Their statements during the court martial proceedings highlighted the dysfunction of an army that has now lost more territory in eastern Congo than ever before to Rwanda-backed M23 fighters, though its woes go well beyond the rank and file.
Testimony collected from quick-fire trials of more than 300 soldiers, interviews with three senior army officers and a confidential UN memo seen by Reuters paint a grim picture of a fighting force hobbled by entrenched problems such as poor pay and corruption that reform efforts have failed to resolve.
The chaos of the past few weeks has further strained the army’s weak chain of command, raising risks of abuses committed against civilians, said the confidential UN memo providing an update on the fighting.
While President Felix Tshisekedi’s government has touted efforts to recruit new soldiers and acquire new weapons, the senior officers said this has meant little for soldiers on the front lines, who they described as underpaid and underequipped.
“We are criticised but we suffer like the rest of the population,” said a colonel whose troops have fought in South Kivu province.

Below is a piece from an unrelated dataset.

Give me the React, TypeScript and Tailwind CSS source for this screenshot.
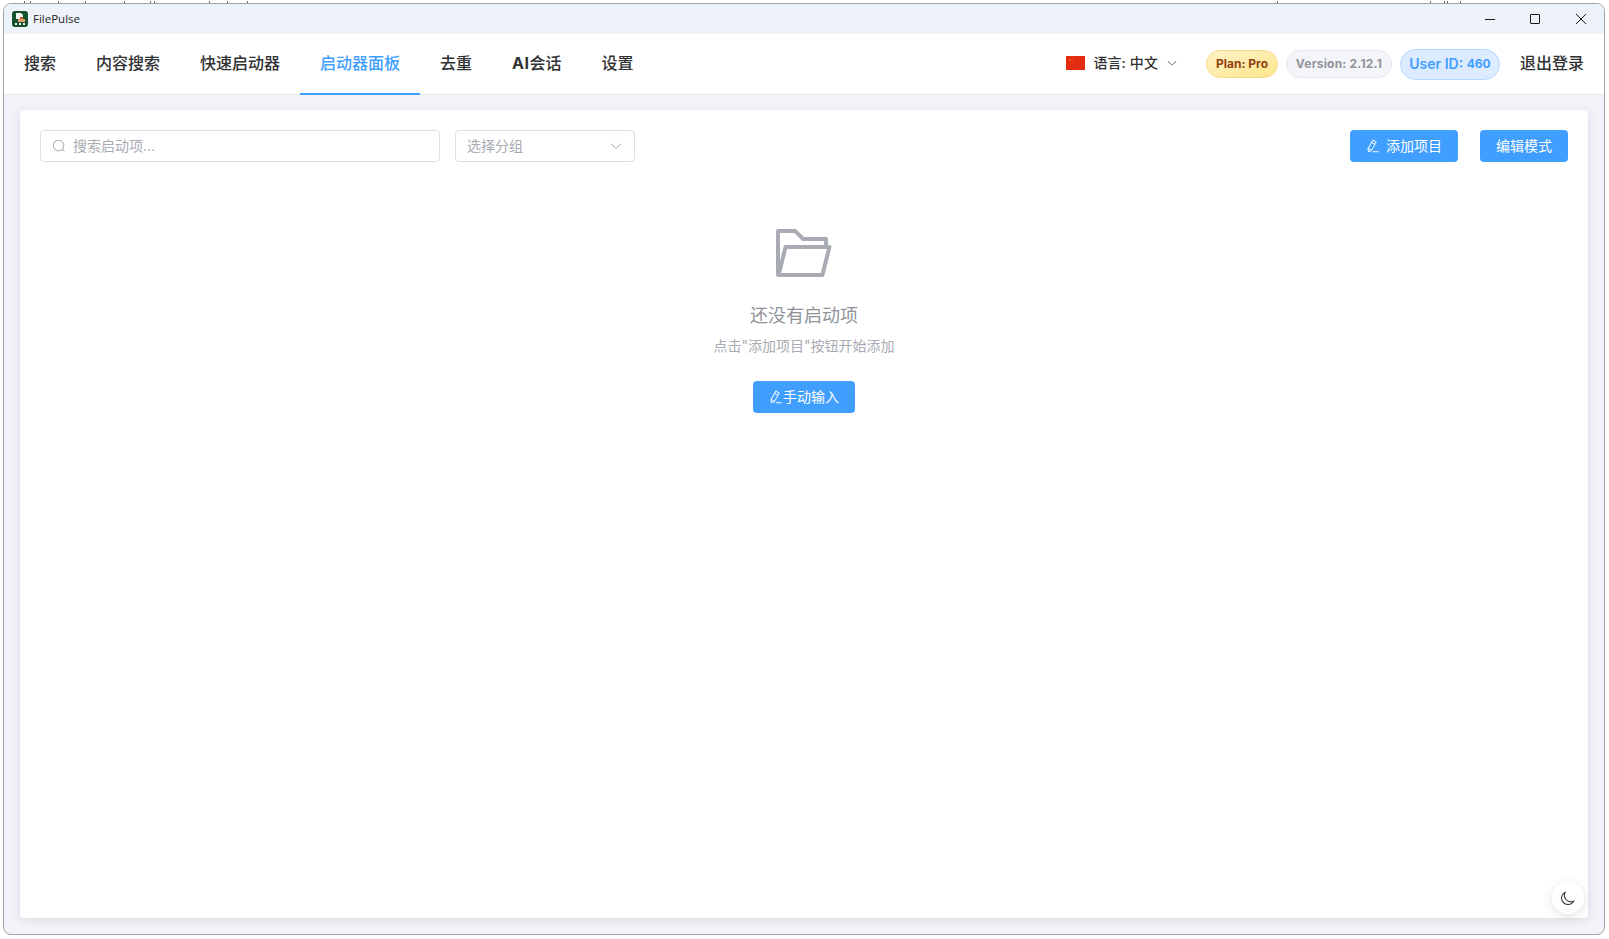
const P = {
  search: "m795.904 750.72 124.992 124.928a32 32 0 0 1-45.248 45.248L750.656 795.904a416 416 0 1 1 45.248-45.248zM480 832a352 352 0 1 0 0-704 352 352 0 0 0 0 704z",
  arrow: "M831.872 340.864 512 652.672 192.128 340.864a30.592 30.592 0 0 0-42.752 0 29.12 29.12 0 0 0 0 41.6L489.664 714.24a32 32 0 0 0 44.672 0l340.288-331.712a29.12 29.12 0 0 0 0-41.6 30.592 30.592 0 0 0-42.752 0z",
  pen: "m199.04 672.64 193.984 112 224-387.968-193.92-112-224 388.032zm-23.872 60.16 32.896 148.288 144.896-45.696L175.168 732.8zM455.04 229.248l193.92 112 56.704-98.112-193.984-112-56.64 98.112zM104.32 708.8l384-665.024 304.768 175.936L409.152 884.8h.064l-248.448 78.336L104.32 708.8zm384 254.272v-64h448v64h-448z",
  folder: "M878.08 448H241.92l-96 384h636.16l96-384zM832 384v-64H485.76L357.504 192H128v448l57.92-231.744A32 32 0 0 1 216.96 384H832zm-24.96 512H96a32 32 0 0 1-32-32V160a32 32 0 0 1 32-32h287.872l128.384 128H864a32 32 0 0 1 32 32v96h23.04a32 32 0 0 1 31.04 39.744l-112 448A32 32 0 0 1 807.04 896z",
  moon: "M240.448 240.448a384 384 0 1 0 559.424 525.696 448 448 0 0 1-542.016-542.08 390.592 390.592 0 0 0-17.408 16.384zm181.056 362.048a384 384 0 0 0 525.632 16.384A448 448 0 1 1 405.056 76.8a384 384 0 0 0 16.448 525.696z",
};

function Icon({ d, className }: { d: string; className: string }) {
  return (
    <svg viewBox="0 0 1024 1024" fill="currentColor" className={className}>
      <path d={d} />
    </svg>
  );
}

function Logo() {
  return (
    <svg viewBox="0 0 16 16" className="w-4 h-4 shrink-0">
      <rect width="16" height="16" rx="3" fill="#14532d" />
      <path d="M4 2h5l2 2v4H4z" fill="#f1f5f0" />
      <rect x="6" y="8" width="7" height="3" fill="#e8a06a" />
      <rect x="8" y="6" width="3" height="2" fill="#c2562c" />
      <rect x="3" y="12" width="2" height="2" fill="#f1f5f0" />
      <rect x="7" y="12" width="2" height="2" fill="#f1f5f0" />
      <rect x="11" y="12" width="2" height="2" fill="#f1f5f0" />
    </svg>
  );
}

function Flag() {
  return (
    <svg viewBox="0 0 19 14" className="mb-[2px] h-[14px] w-[19px] shrink-0">
      <rect width="19" height="14" fill="#e32b12" />
      <rect x="3" y="3" width="2" height="2" fill="#eb5a14" />
      <rect x="6" y="1" width="1" height="1" fill="#eb5a14" />
      <rect x="7" y="3" width="1" height="1" fill="#eb5a14" />
      <rect x="7" y="5" width="1" height="1" fill="#eb5a14" />
      <rect x="6" y="7" width="1" height="1" fill="#eb5a14" />
    </svg>
  );
}

const tabs = ["搜索", "内容搜索", "快速启动器", "启动器面板", "去重", "AI会话", "设置"];
// bits of the window behind that show above the top edge
const specks = [24, 30, 58, 85, 124, 150, 154, 209, 227, 247, 1277, 1430, 1444, 1447, 1460];

export default function App() {
  return (
    <div className="relative h-[939px] w-[1609px] overflow-hidden bg-white p-[3px] pr-[4px] pb-[4px] font-['Inter','Noto_Sans_CJK_SC',sans-serif]">
      <svg viewBox="0 0 1609 3" className="absolute left-0 top-0 h-[3px] w-[1609px]">
        {specks.map((x) => (
          <rect key={x} x={x} y={1} width={1} height={2} fill="#666" />
        ))}
      </svg>
      <div className="flex h-full flex-col overflow-hidden rounded-lg border border-[#a3a3a3] bg-[#f3f4f9]">
        <div className="flex h-[30px] shrink-0 items-center bg-[#eef2f9] pl-[8px]">
          <Logo />
          <span className="ml-[5px] font-['Open_Sans',sans-serif] text-[11.5px] text-[#1f1f1f]">FilePulse</span>
          <div className="ml-auto flex items-center text-[#1a1a1a]">
            <div className="flex w-[44px] justify-center">
              <div className="h-px w-[10px] bg-current" />
            </div>
            <div className="flex w-[46px] justify-center">
              <div className="h-[10px] w-[10px] rounded-[1px] border border-current" />
            </div>
            <div className="flex w-[46px] justify-center">
              <svg viewBox="0 0 10 10" className="h-[10px] w-[10px]" stroke="currentColor" fill="none">
                <path d="M0 0l10 10M10 0L0 10" />
              </svg>
            </div>
          </div>
        </div>

        <div className="flex h-[61px] shrink-0 items-stretch border-b border-[#e4e7ed] bg-white">
          {tabs.map((t, i) => (
            <div
              key={t}
              className={
                i === 3
                  ? "flex items-center border-b-2 border-[#409eff] px-5 pb-[2px] text-base font-medium text-[#409eff] -mb-px"
                  : "flex items-center border-b-2 border-transparent px-5 pb-[2px] text-base font-medium text-[#303133] -mb-px"
              }
            >
              {t === "AI会话" ? (
                <>
                  <span className="font-bold tracking-[0.5px]">AI</span>会话
                </>
              ) : (
                t
              )}
            </div>
          ))}
          <div className="ml-auto flex items-center pr-[20px]">
            <Flag />
            <span className="mb-[2px] ml-2 text-sm font-medium tracking-[0.1px] text-[#303133]">语言: 中文</span>
            <Icon d={P.arrow} className="mb-[2px] ml-2 h-3 w-3 text-[#606266]" />
            <span className="ml-[28px] flex h-[28px] w-[72px] items-center justify-center rounded-full border border-[#f5d78e] bg-gradient-to-br from-[#fef3c7] to-[#fde68a] text-xs font-bold text-[#92400e]">Plan: Pro</span>
            <span className="ml-2 flex h-[28px] w-[106px] items-center justify-center rounded-full border border-[#e4e7ed] bg-[#f4f5f9] text-xs font-bold tracking-[0.2px] text-[#909399]">Version: 2.12.1</span>
            <span className="ml-2 flex h-[31px] w-[100px] items-center justify-center rounded-full border border-[#b3d8ff] bg-[#dcebff] text-sm font-semibold text-[#409eff]">
              User ID:&nbsp;<span className="text-xs font-bold">460</span>
            </span>
            <span className="mb-[2px] ml-5 text-base font-medium text-[#303133]">退出登录</span>
          </div>
        </div>

        <div className="flex min-h-0 flex-1 px-4 pt-[15px] pb-4">
          <div className="relative flex-1 rounded bg-white px-5 py-5 shadow-[0_2px_12px_rgba(0,0,0,0.1)]">
            <div className="flex items-center">
              <div className="flex h-8 w-[400px] items-center rounded border border-[#dcdfe6] px-[11px] text-[#a8abb2]">
                <Icon d={P.search} className="h-[14px] w-[14px]" />
                <span className="ml-[7px] text-sm">搜索启动项...</span>
              </div>
              <div className="ml-[15px] flex h-8 w-[180px] items-center justify-between rounded border border-[#dcdfe6] px-[11px] text-[#a8abb2]">
                <span className="text-sm">选择分组</span>
                <Icon d={P.arrow} className="h-[14px] w-[14px]" />
              </div>
              <button className="ml-auto flex h-8 w-[108px] items-center justify-center rounded bg-[#409eff] text-sm text-white">
                <Icon d={P.pen} className="mr-[6px] h-[14px] w-[14px]" />
                添加项目
              </button>
              <button className="ml-[22px] flex h-8 w-[88px] items-center justify-center rounded bg-[#409eff] text-sm text-white">
                编辑模式
              </button>
            </div>

            <div className="mt-[59px] flex flex-col items-center">
              <Icon d={P.folder} className="h-16 w-16 text-[#a8abb2]" />
              <p className="mt-[18px] text-lg leading-[26px] text-[#909399]">还没有启动项</p>
              <p className="mt-[7px] text-sm leading-5 text-[#a8abb2]">点击"添加项目"按钮开始添加</p>
              <button className="mt-[25px] flex h-8 w-[102px] items-center justify-center rounded bg-[#409eff] text-sm text-white">
                <Icon d={P.pen} className="h-[14px] w-[14px]" />
                手动输入
              </button>
            </div>

            <div className="absolute bottom-[4px] right-[4px] flex h-8 w-8 items-center justify-center rounded-full bg-white shadow-[0_2px_10px_rgba(0,0,0,0.12)]">
              <Icon d={P.moon} className="h-4 w-4 text-[#303133]" />
            </div>
          </div>
        </div>
      </div>
    </div>
  );
}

At the trials in Musienene last week and in the South Kivu provincial capital Bukavu earlier in February, military prosecutors pursued charges including theft, pillage, extortion and loss of war weapons.
Most of the accused acknowledged that some soldiers committed such crimes but denied they were involved, insisting they had merely been separated from their units.
One soldier, Siko Mongombo Brice, told Reuters he lost sight of his comrades after several hours of heavy fighting in North Kivu. Authorities apprehended him in the village of Kitsumbiro and accused him of desertion, which he denied.
“It wasn’t a flight. We were looking for our unit,” he said. “They saw us in this village, (but) we don’t even know how we got there. Those who stole exist and innocent people like us exist. God alone knows the truth.”
‘We were bombed’
The trials have yielded death sentences for more than 260 soldiers, including 55 in Musienene on Friday. More than 200 escaped during a prison break that coincided with the army’s retreat from Bukavu on February 14.
The army’s spokesperson for the northern front, Lieutenant Colonel Mak Hazukay, said the accused soldiers had “dishonoured the army” and committed “atrocities” that could spur the population to aid the rebels’ advance.
The M23 advance since late December is already the gravest escalation in more than a decade of the long-running conflict in the region, rooted in the spillover into Congo of Rwanda’s 1994 genocide and the struggle for control of Congo’s vast mineral resources.
The rebels are backed by thousands of Rwandan troops, according to UN experts, and their superior weaponry and equipment creates a stark battlefield imbalance, officers said.
“We resisted sometimes but we were bombed a lot. The Rwandans have fearsome weapons,” said the colonel, adding that allied Burundian soldiers also fled. “It’s not just us.”
Rwanda denies providing arms and troops to M23, and says its forces are acting in self defence against the Congolese army and militias hostile to Kigali.
It is not only Congolese foot soldiers who are fleeing.
The night before the rebels seized Goma, east Congo’s largest city, the military command and provincial authorities fled by boat on Lake Kivu towards Bukavu without letting their soldiers know, the UN memo said.
Such moves by military leaders are a blow to morale already deflated by salaries of around $100 per month.
This is despite the fact that military spending has risen sharply under Tshisekedi, more than doubling in 2023 to $794 million, according to financial data tallied by the Stockholm International Peace Research Institute.
‘Betrayed from within’
Tshisekedi has blamed military higher-ups for the poor performance, telling supporters the army had been “betrayed from within”.
But his critics blame him for leaning heavily on regional forces and mercenaries while incorporating militias who have proved difficult to control.
“Among these new recruits, there were thugs,” one general knowledgeable about military operations in the east told Reuters.
Tshisekedi’s office, responding to questions from Reuters, said some members of the armed forces did not have proper training and lacked a “sense of duty” to the nation. It stressed that the problems predated Tshisekedi and that the president “wants to do it differently”.
For now, the dynamic of indiscipline continues to fuel clashes between soldiers and incorporated militias in Uvira, a city on the Burundian border, putting residents on edge.
A humanitarian source said the clashes had killed 30 and wounded more than 100 after militias tried to disarm soldiers who were fleeing.
Generals on February 26 announced an operation to track down soldiers suspected of “intolerable acts of barbarity” in and around Uvira.